> [ENTRIES PROVIDED]
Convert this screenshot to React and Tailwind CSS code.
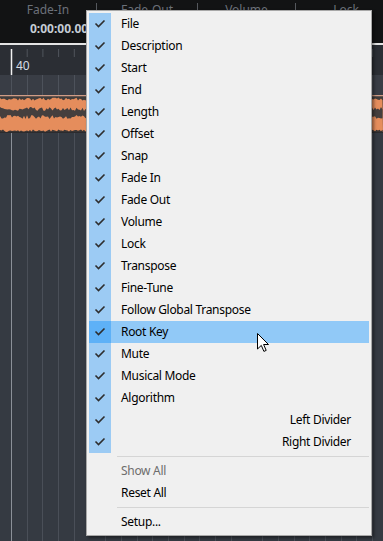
import React from "react";

const items = [
  "File", "Description", "Start", "End", "Length", "Offset", "Snap", "Fade In",
  "Fade Out", "Volume", "Lock", "Transpose", "Fine-Tune", "Follow Global Transpose",
  "Root Key", "Mute", "Musical Mode", "Algorithm", "Left Divider", "Right Divider",
];

// little pseudo random wave for the audio event
function noise(i, seed) {
  const v = Math.sin(i * 12.9898 + seed * 78.233) * 43758.5453;
  return v - Math.floor(v);
}

function wavePaths() {
  let top = "M0,38";
  let bandTop = "";
  let bandBot = "";
  let bottom = "";
  for (let x = 0; x <= 383; x += 1.5) {
    top += ` L${x},${2.5 + noise(x, 1) * 3}`;
    bandTop += `${bandTop ? " L" : "M"}${x},${12 + noise(x, 2) * 4}`;
    bandBot = ` L${x},${20 + noise(x, 3) * 4}` + bandBot;
    bottom += ` L${x},${34.5 + noise(x, 4) * 2.5}`;
  }
  top += " L383,38 Z";
  const band = bandTop + bandBot + " Z";
  const low = "M0,38" + bottom + " L383,38 Z";
  return { top, band, low };
}

const wave = wavePaths();

function Check() {
  return (
    <svg width="22" height="22" viewBox="0 0 22 22">
      <path d="M6.5 10.5 L9.5 13.5 L15.5 7.5" fill="none" stroke="#2e2e2e" strokeWidth="1.6" />
    </svg>
  );
}

function Header() {
  const cols = [
    { label: "Fade-In", w: "w-[96px]", value: "0:00:00.000" },
    { label: "Fade-Out", w: "w-[100px]" },
    { label: "Volume", w: "w-[97px]" },
    { label: "Lock", w: "w-[100px]" },
  ];
  return (
    <div className="flex h-[43px] bg-[#121314] shrink-0">
      {cols.map((c, i) => (
        <div key={c.label} className="flex">
          {i > 0 && <div className="w-px h-[16px] mt-[3px] bg-[#55585d]" />}
          <div className={`${c.w} flex flex-col overflow-hidden text-[12px]`}>
            <div className="pt-[2px] leading-[16px] text-center text-[#6b7079]">{c.label}</div>
            {c.value && (
              <div className="mt-[3px] pl-[30px] leading-[16px] font-bold text-[#c5ccd4] whitespace-nowrap">
                {c.value}
              </div>
            )}
          </div>
        </div>
      ))}
    </div>
  );
}

function Timeline() {
  return (
    <div className="flex flex-col flex-1">
      <div className="h-[2px] bg-[#e4e4e4]" />
      {/* ruler */}
      <div className="relative h-[30px] bg-[#2b2e34]">
        <svg width="383" height="30" className="block">
          {Array.from({ length: 24 }).map((_, k) => {
            const x = 11.5 + k * 15.7;
            return k === 0 ? (
              <line key={k} x1={11.5} y1={4} x2={11.5} y2={30} stroke="#f2f2f2" strokeWidth="1.5" />
            ) : (
              <line key={k} x1={x} y1={4} x2={x} y2={12} stroke="#50545c" strokeWidth="1" />
            );
          })}
        </svg>
        <span className="absolute left-[16px] top-[14px] text-[12px] leading-[14px] text-[#d6dde5]">40</span>
      </div>
      <div className="h-[20px] bg-[#393d45] bg-[repeating-linear-gradient(90deg,transparent_0_11px,#4d525b_11px_12px,transparent_12px_15.7px)]" />
      {/* audio event */}
      <svg width="383" height="38" className="block bg-[#403c3b]">
        <line x1="0" y1="0.5" x2="383" y2="0.5" stroke="#cf9c86" strokeWidth="1.5" />
        <path d={wave.top} fill="#e58d5c" />
        <path d={wave.band} fill="#453f3e" />
        <path d={wave.low} fill="#3a3534" />
        <line x1="0" y1="37.5" x2="383" y2="37.5" stroke="#2b2b2e" />
      </svg>
      <div className="flex-1 bg-[#353a42] bg-[repeating-linear-gradient(90deg,transparent_0_11px,#4a4f58_11px_12px,transparent_12px_15.7px)]">
        <div className="ml-[11px] w-px h-full bg-[#8b9098]" />
      </div>
    </div>
  );
}

function Menu() {
  return (
    <div className="absolute left-[86px] top-[10px] w-[286px] border border-[#a8a8a8] bg-[#f0f0f0] p-[2px] shadow-[2px_2px_3px_rgba(0,0,0,0.45)] text-[12px] tracking-[-0.3px] text-black">
      {items.map((it) => {
        const hot = it === "Root Key";
        const right = it === "Left Divider" || it === "Right Divider";
        return (
          <div key={it} className={`flex h-[22px] items-center ${hot ? "bg-[#91c9f7]" : ""}`}>
            <div className={`w-[22px] h-[22px] shrink-0 ${hot ? "bg-[#5eb1f7]" : "bg-[#9ccbf4]"}`}>
              <Check />
            </div>
            <div className={`flex-1 leading-[22px] whitespace-nowrap ${right ? "text-right pr-[18px]" : "pl-[10px]"}`}>
              {it}
            </div>
          </div>
        );
      })}
      <div className="h-[7px] flex items-center pl-[28px]">
        <div className="h-px w-full bg-[#d5d5d5]" />
      </div>
      <div className="h-[22px] leading-[22px] pl-[32px] text-[#6d6d6d]">Show All</div>
      <div className="h-[22px] leading-[22px] pl-[32px]">Reset All</div>
      <div className="h-[7px] flex items-center pl-[28px]">
        <div className="h-px w-full bg-[#d5d5d5]" />
      </div>
      <div className="h-[22px] leading-[22px] pl-[32px]">Setup...</div>
    </div>
  );
}

function Cursor() {
  return (
    <svg className="absolute left-[257px] top-[333px]" width="13" height="20" viewBox="0 0 13 20">
      <path
        d="M0.5 0.5 L0.5 16 L4.3 12.4 L6.9 18.4 L9.2 17.4 L6.6 11.5 L11.5 11.5 Z"
        fill="#ffffff"
        stroke="#000000"
        strokeWidth="1"
        strokeLinejoin="miter"
      />
    </svg>
  );
}

export default function App() {
  return (
    <div className="relative w-[383px] h-[541px] overflow-hidden flex flex-col bg-[#353a42] font-['Noto_Sans',sans-serif]">
      <Header />
      <Timeline />
      <Menu />
      <Cursor />
    </div>
  );
}
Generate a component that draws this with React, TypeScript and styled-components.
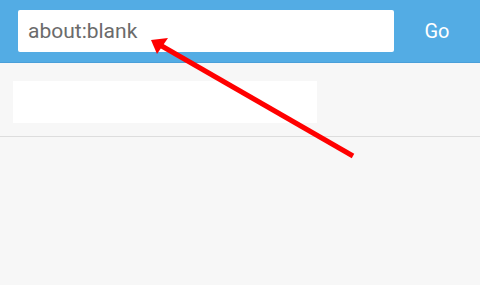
import React from "react";
import styled, { createGlobalStyle } from "styled-components";

const Global = createGlobalStyle`
  html, body { margin: 0; padding: 0; background: #f7f7f7; }
  body { font-family: Roboto, "Liberation Sans", sans-serif; }
`;

const Page = styled.div`
  position: relative;
  width: 480px;
  height: 285px;
  background: #f7f7f7;
  overflow: hidden;
`;

const Toolbar = styled.div`
  display: flex;
  align-items: center;
  height: 62px;
  padding-left: 18px;
  background: #53ace4;
  border-bottom: 1px solid #4a9fd9;
`;

const UrlField = styled.div`
  display: flex;
  align-items: center;
  width: 376px;
  height: 42px;
  box-sizing: border-box;
  padding-left: 10px;
  background: #ffffff;
  border-radius: 2px;
  color: #6b6b6b;
  font-size: 21px;
`;

const GoButton = styled.div`
  flex: 1;
  display: flex;
  align-items: center;
  justify-content: center;
  color: #ffffff;
  font-size: 20px;
`;

const Content = styled.div`
  padding: 18px 13px 13px;
  border-bottom: 1px solid #dddddd;
`;

const Card = styled.div`
  width: 304px;
  height: 42px;
  background: #ffffff;
`;

const Overlay = styled.svg`
  position: absolute;
  left: 0;
  top: 0;
  pointer-events: none;
`;

export default function App() {
  return (
    <Page>
      <Global />
      <Toolbar>
        <UrlField>about:blank</UrlField>
        <GoButton>Go</GoButton>
      </Toolbar>
      <Content>
        <Card />
      </Content>
      <Overlay width="480" height="285" viewBox="0 0 480 285">
        <line x1="353" y1="156" x2="160" y2="45" stroke="#ff0000" strokeWidth="5" />
        <polygon points="151,40 168,38 157,54" fill="#ff0000" />
      </Overlay>
    </Page>
  );
}
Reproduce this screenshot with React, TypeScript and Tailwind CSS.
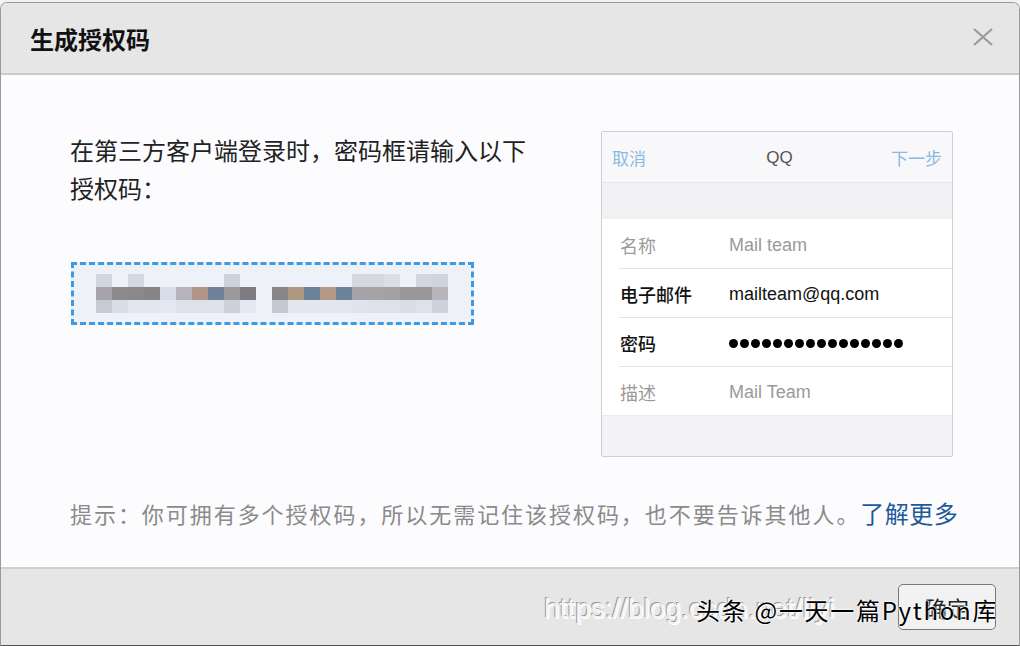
import React from 'react';

const cjk = "font-['Noto_Sans_CJK_SC',sans-serif]";

// masked authorization code, drawn as coarse blocks
const codeRows: string[][][] = [
    [
        ['#d2d6de', '', '#d4d8e0', '', '', '', '', '', '#cdd2da', ''],
        ['', '', '', '', '', '#d6d8e0', '#d6d8e0', '#dcdee4', '', '#d2d6de', '#d0d4dc'],
    ],
    [
        ['#a4a4aa', '#8c8a8c', '#8a8888', '#858587', '#d6dde8', '#b4b4ba', '#b09488', '#6f8297', '#9a9a9c', '#7e7c80'],
        ['#868688', '#ae9882', '#6d8199', '#b29a86', '#6e8299', '#a6a2a8', '#a6a2a6', '#a4a0a4', '#9a969a', '#9a969a', '#b6b6ba'],
    ],
    [
        ['#c6cad2', '#d8dee8', '#e2e6ee', '#e2e6ee', '#e4e8f0', '#dde2ea', '#dde2ea', '#dde2ea', '#ccd0d8', '#e4e8f0'],
        ['#c4c8d0', '#e2e6ee', '#e2e6ee', '#e2e6ee', '#e2e6ee', '#dfe3eb', '#dde1ea', '#dde1ea', '#d8dce4', '#dde1ea', '#cdd1d9'],
    ],
];

const CodeBlocks: React.FC = () => (
    <div className="flex flex-col">
        {codeRows.map((row, r) => (
            <div key={r} className="flex gap-4 h-[13px]">
                {row.map((group, g) => (
                    <div key={g} className="flex">
                        {group.map((c, i) => (
                            <div key={i} className="w-4 h-full" style={{ backgroundColor: c || 'transparent' }} />
                        ))}
                    </div>
                ))}
            </div>
        ))}
    </div>
);

interface Field {
    label: string;
    value: string;
    strong: boolean;
}

const fields: Field[] = [
    { label: '名称', value: 'Mail team', strong: false },
    { label: '电子邮件', value: 'mailteam@qq.com', strong: true },
    { label: '密码', value: '', strong: true },
    { label: '描述', value: 'Mail Team', strong: false },
];

const PhoneForm: React.FC = () => (
    <div className="w-[352px] h-[326px] border border-[#cfcfcf] rounded-[2px] bg-[#f4f4f6] flex flex-col overflow-hidden">
        <div className="h-[51px] shrink-0 flex items-center justify-between px-[10px] pt-[2px] bg-[#f8f8fa] border-b border-[#e6e6e8] text-[17px]">
            <span className={`${cjk} text-[#8cb9df]`}>取消</span>
            <span className="font-['Liberation_Sans',sans-serif] text-[#555] pl-[22px]">QQ</span>
            <span className={`${cjk} text-[#8cb9df]`}>下一步</span>
        </div>
        <div className="h-[36px] shrink-0 bg-[#f1f1f3]" />
        <div className="bg-white shrink-0">
            <div className="ml-[17px]">
                {fields.map((f, i) => (
                    <div
                        key={f.label}
                        className={`h-[49px] flex items-center pt-[3px] ${i > 0 ? 'border-t border-[#e4e4e6]' : ''}`}
                    >
                        <span
                            className={`${cjk} w-[110px] pl-px text-[18px] ${f.strong ? 'text-[#111] font-medium' : 'text-[#9a9a9a]'}`}
                        >
                            {f.label}
                        </span>
                        {f.label === '密码' ? (
                            <div className="flex gap-[2px]">
                                {Array.from({ length: 16 }).map((_, d) => (
                                    <div key={d} className="w-[9px] h-[9px] rounded-full bg-black" />
                                ))}
                            </div>
                        ) : (
                            <span
                                className={`font-['Liberation_Sans',sans-serif] text-[18px] ${f.strong ? 'text-[#111]' : 'text-[#9a9a9a]'}`}
                            >
                                {f.value}
                            </span>
                        )}
                    </div>
                ))}
            </div>
        </div>
        <div className="flex-1 bg-[#f4f4f6] border-t border-[#ececee]" />
    </div>
);

const App: React.FC = () => {
    return (
        <div className="w-[1020px] h-[646px] bg-[#f3f3f3] pt-[2px] overflow-hidden relative">
            <div className="h-[644px] flex flex-col rounded-t-[7px] border border-[#9a9a9a] border-b-[#555] bg-white overflow-hidden">
                {/* header */}
                <div className="h-[72px] shrink-0 flex items-center justify-between pl-[29px] pr-[26px] bg-[#e7e6e7] border-b-2 border-[#cbcbcb]">
                    <h1 className={`${cjk} text-[24px] font-bold text-[#111] pt-[1px]`}>生成授权码</h1>
                    <svg width="20" height="18" viewBox="0 0 20 18" className="mb-[2px]">
                        <path d="M1 1 L19 17 M19 1 L1 17" stroke="#9b9b9b" strokeWidth="2.2" />
                    </svg>
                </div>

                {/* body */}
                <div className="flex-1 bg-[#fcfcfe] pl-[69px] pt-[56px] flex flex-col">
                    <div className="flex">
                        <div className="w-[531px] shrink-0">
                            <p className={`${cjk} text-[24px] leading-[38px] text-[#222] w-[470px]`}>
                                在第三方客户端登录时，密码框请输入以下授权码：
                            </p>
                            <div className="mt-[55px] ml-px w-[403px] h-[63px] border-[3px] border-dashed border-[#3d9be3] bg-[#eef1f7] flex items-center pl-[22px]">
                                <CodeBlocks />
                            </div>
                        </div>
                        <PhoneForm />
                    </div>
                    <p className={`${cjk} mt-[40px] text-[22px] leading-[32px] tracking-[1.95px] text-[#8a8a8a]`}>
                        提示：你可拥有多个授权码，所以无需记住该授权码，也不要告诉其他人。
                        <a className="text-[#1d5a9a] tracking-[0.5px] text-[24px]">了解更多</a>
                    </p>
                </div>

                {/* footer */}
                <div className="h-[78px] shrink-0 bg-[#e7e6e7] border-t-2 border-[#cfcfcf] flex items-start justify-end pt-[15px] pr-[23px]">
                    <button
                        className={`${cjk} w-[98px] h-[46px] rounded-[5px] border border-[#777] bg-[#f2f2f2] text-[22px] text-[#222]`}
                    >
                        确定
                    </button>
                </div>
            </div>

            {/* watermarks */}
            <div className="absolute left-[544px] top-[588px] font-['Liberation_Sans',sans-serif] text-[28px] text-[#f4f4f4] [text-shadow:-1px_-1px_0_#9a9a9a,1px_1px_0_#fff] whitespace-nowrap">
                https://blog.csdn.net/liyi
            </div>
            <div className={`absolute left-[696px] top-[594px] ${cjk} text-[24px] leading-[32px] tracking-[1.7px] text-black [text-shadow:0_0_2px_#fff,0_0_2px_#fff,0_0_2px_#fff] whitespace-nowrap`}>
                头条 @一天一篇Python库
            </div>
        </div>
    );
};

export default App;
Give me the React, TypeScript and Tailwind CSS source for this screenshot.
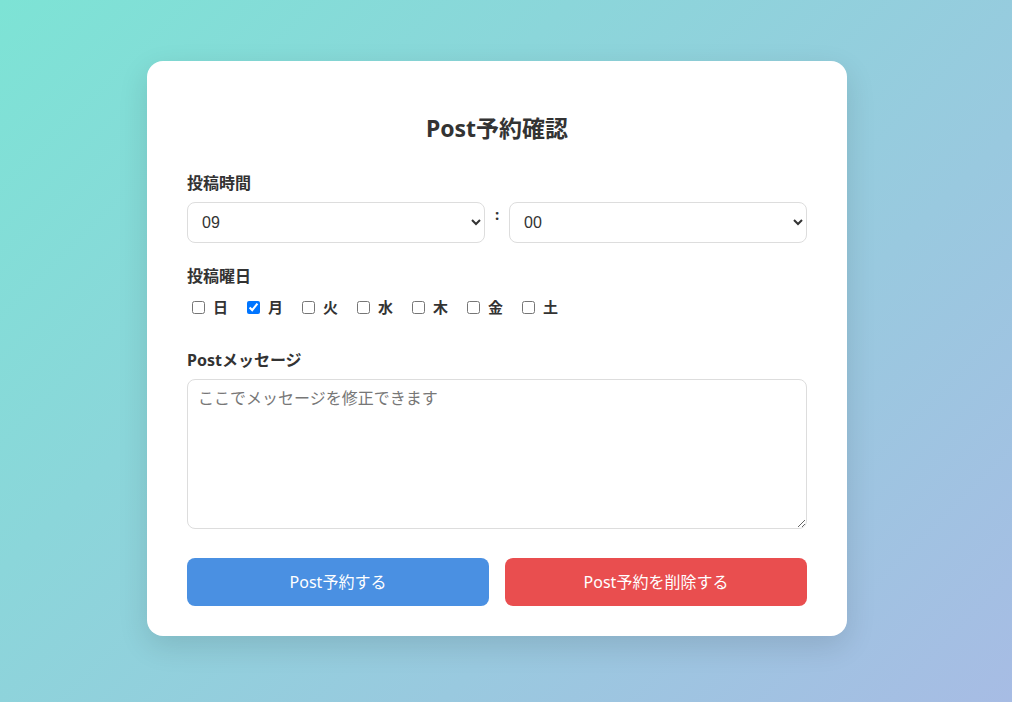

> [PROBLEM TO WORK ON]
Check all the records above and select each line where the string "TypeScript" is found.

> [THE REPLY]
Generate a component that draws this with React, TypeScript and styled-components.
Reproduce this screenshot with React, TypeScript and Tailwind CSS.
Give me the React, TypeScript and Tailwind CSS source for this screenshot.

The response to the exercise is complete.